_Work to do_.
Carry none of the pictures over; write out the complete data exactly.

_Entries shown_.
----------------------------------------

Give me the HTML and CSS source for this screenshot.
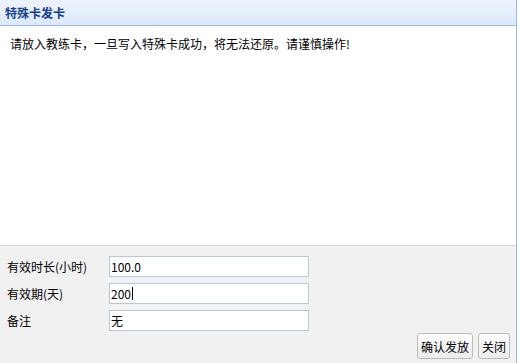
FILE: index.html
```html
<!DOCTYPE html>
<html lang="zh-CN">
<head>
<meta charset="utf-8">
<title>特殊卡发卡</title>
<link rel="stylesheet" href="styles.css">
</head>
<body>
<div class="panel">
  <div class="header">特殊卡发卡</div>
  <div class="content">
    <p class="msg">请放入教练卡，一旦写入特殊卡成功，将无法还原。请谨慎操作!</p>
  </div>
  <div class="footer">
    <div class="form">
      <div class="row"><span class="label">有效时长(小时)</span><div class="field">100.0</div></div>
      <div class="row"><span class="label">有效期(天)</span><div class="field">200<span class="caret"></span></div></div>
      <div class="row"><span class="label">备注</span><div class="field">无</div></div>
    </div>
    <div class="actions">
      <button class="btn">确认发放</button>
      <button class="btn">关闭</button>
    </div>
  </div>
</div>
</body>
</html>
```
FILE: styles.css
```css
html, body {
  margin: 0;
  padding: 0;
  background: #ffffff;
}
body {
  font-family: "Microsoft YaHei", "Noto Sans CJK SC", sans-serif;
  font-size: 12px;
  color: #000;
  width: 519px;
  height: 363px;
  overflow: hidden;
}
.panel {
  width: 517px;
  height: 363px;
  border-right: 1px solid #99bbe8;
  display: flex;
  flex-direction: column;
  box-sizing: border-box;
}
.header {
  height: 25px;
  line-height: 25px;
  padding-left: 5px;
  border-bottom: 1px solid #99bbe8;
  background: linear-gradient(#eef4fd, #dce8f9);
  color: #15428b;
  font-weight: bold;
  font-size: 12px;
}
.content {
  height: 219px;
  padding: 10px 10px;
  box-sizing: border-box;
  background: #fff;
}
.msg {
  margin: 0;
  line-height: 16px;
}
.footer {
  flex: 1;
  border-top: 1px solid #d4d4d4;
  background: #f1f1f1;
  padding: 10px 6px 0 7px;
  display: flex;
  flex-direction: column;
}
.form {
  display: flex;
  flex-direction: column;
  gap: 6px;
}
.row {
  display: flex;
  align-items: center;
  height: 21px;
}
.label {
  width: 102px;
  line-height: 21px;
}
.field {
  width: 200px;
  height: 21px;
  box-sizing: border-box;
  border: 1px solid #b5c8de;
  background: #fff;
  padding: 0 1px;
  line-height: 19px;
  display: flex;
  align-items: center;
}
.caret {
  display: inline-block;
  width: 1px;
  height: 13px;
  background: #000;
  margin-left: 1px;
}
.actions {
  display: flex;
  justify-content: flex-end;
  gap: 5px;
  margin-top: 2px;
}
.btn {
  font-family: inherit;
  font-size: 12px;
  color: #000;
  height: 26px;
  padding: 0 3px;
  border: 1px solid #bcbcbc;
  border-radius: 3px;
  background: linear-gradient(#fdfdfd, #ececec);
}
```
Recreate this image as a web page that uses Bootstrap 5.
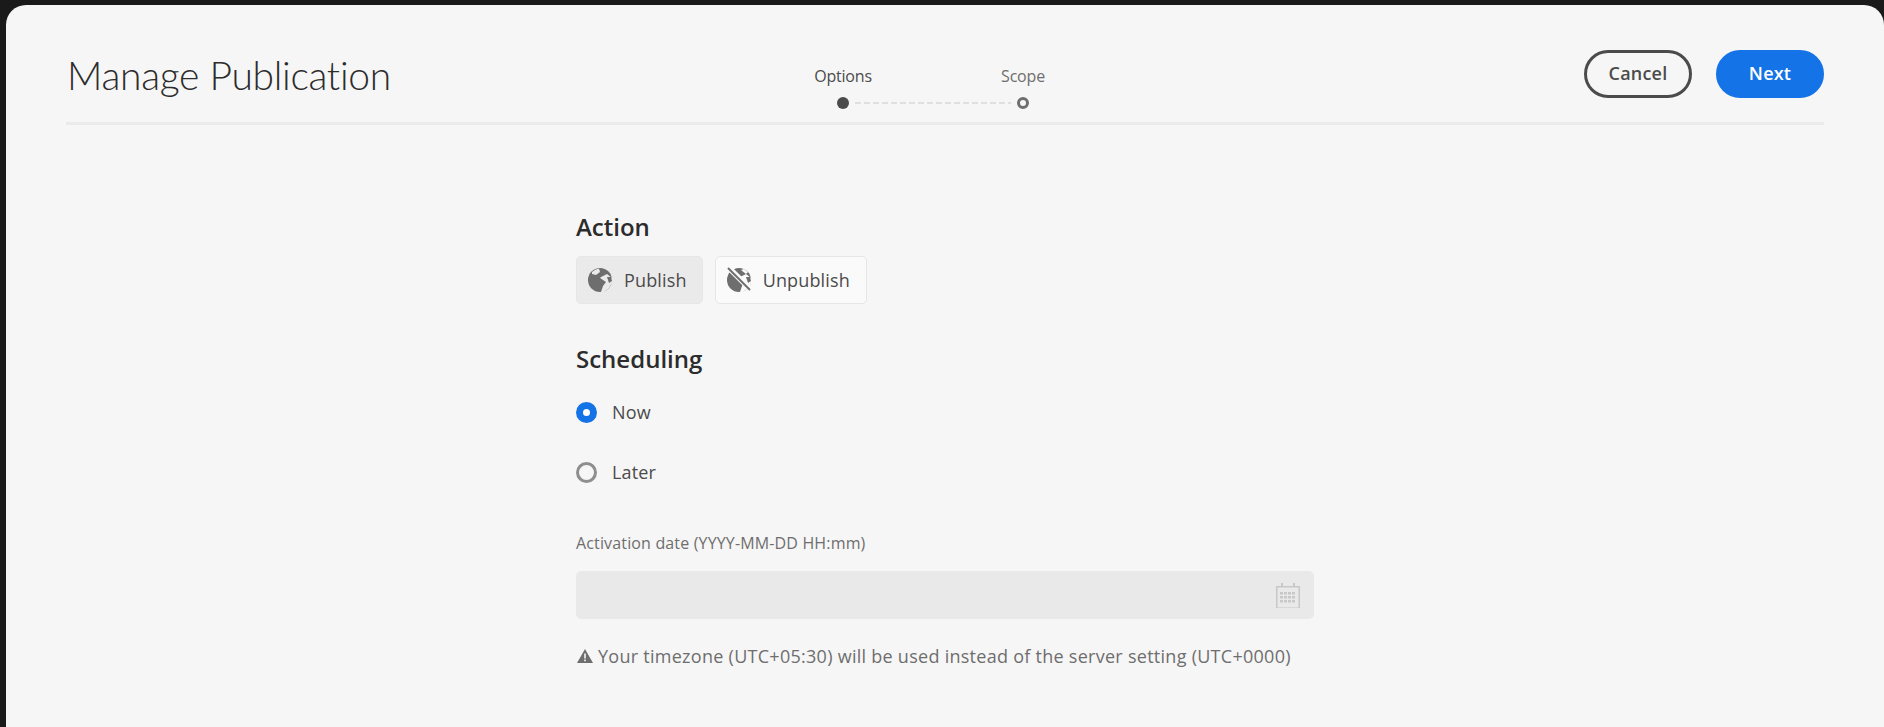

----------------------------------------

_Answer to the exercise_.
Give me the HTML and CSS source for this screenshot.
FILE: index.html
```html
<!DOCTYPE html>
<html lang="zh-CN">
<head>
<meta charset="utf-8">
<title>特殊卡发卡</title>
<link rel="stylesheet" href="styles.css">
</head>
<body>
<div class="panel">
  <div class="header">特殊卡发卡</div>
  <div class="content">
    <p class="msg">请放入教练卡，一旦写入特殊卡成功，将无法还原。请谨慎操作!</p>
  </div>
  <div class="footer">
    <div class="form">
      <div class="row"><span class="label">有效时长(小时)</span><div class="field">100.0</div></div>
      <div class="row"><span class="label">有效期(天)</span><div class="field">200<span class="caret"></span></div></div>
      <div class="row"><span class="label">备注</span><div class="field">无</div></div>
    </div>
    <div class="actions">
      <button class="btn">确认发放</button>
      <button class="btn">关闭</button>
    </div>
  </div>
</div>
</body>
</html>
```
FILE: styles.css
```css
html, body {
  margin: 0;
  padding: 0;
  background: #ffffff;
}
body {
  font-family: "Microsoft YaHei", "Noto Sans CJK SC", sans-serif;
  font-size: 12px;
  color: #000;
  width: 519px;
  height: 363px;
  overflow: hidden;
}
.panel {
  width: 517px;
  height: 363px;
  border-right: 1px solid #99bbe8;
  display: flex;
  flex-direction: column;
  box-sizing: border-box;
}
.header {
  height: 25px;
  line-height: 25px;
  padding-left: 5px;
  border-bottom: 1px solid #99bbe8;
  background: linear-gradient(#eef4fd, #dce8f9);
  color: #15428b;
  font-weight: bold;
  font-size: 12px;
}
.content {
  height: 219px;
  padding: 10px 10px;
  box-sizing: border-box;
  background: #fff;
}
.msg {
  margin: 0;
  line-height: 16px;
}
.footer {
  flex: 1;
  border-top: 1px solid #d4d4d4;
  background: #f1f1f1;
  padding: 10px 6px 0 7px;
  display: flex;
  flex-direction: column;
}
.form {
  display: flex;
  flex-direction: column;
  gap: 6px;
}
.row {
  display: flex;
  align-items: center;
  height: 21px;
}
.label {
  width: 102px;
  line-height: 21px;
}
.field {
  width: 200px;
  height: 21px;
  box-sizing: border-box;
  border: 1px solid #b5c8de;
  background: #fff;
  padding: 0 1px;
  line-height: 19px;
  display: flex;
  align-items: center;
}
.caret {
  display: inline-block;
  width: 1px;
  height: 13px;
  background: #000;
  margin-left: 1px;
}
.actions {
  display: flex;
  justify-content: flex-end;
  gap: 5px;
  margin-top: 2px;
}
.btn {
  font-family: inherit;
  font-size: 12px;
  color: #000;
  height: 26px;
  padding: 0 3px;
  border: 1px solid #bcbcbc;
  border-radius: 3px;
  background: linear-gradient(#fdfdfd, #ececec);
}
```
Recreate this image as a web page that uses Bootstrap 5.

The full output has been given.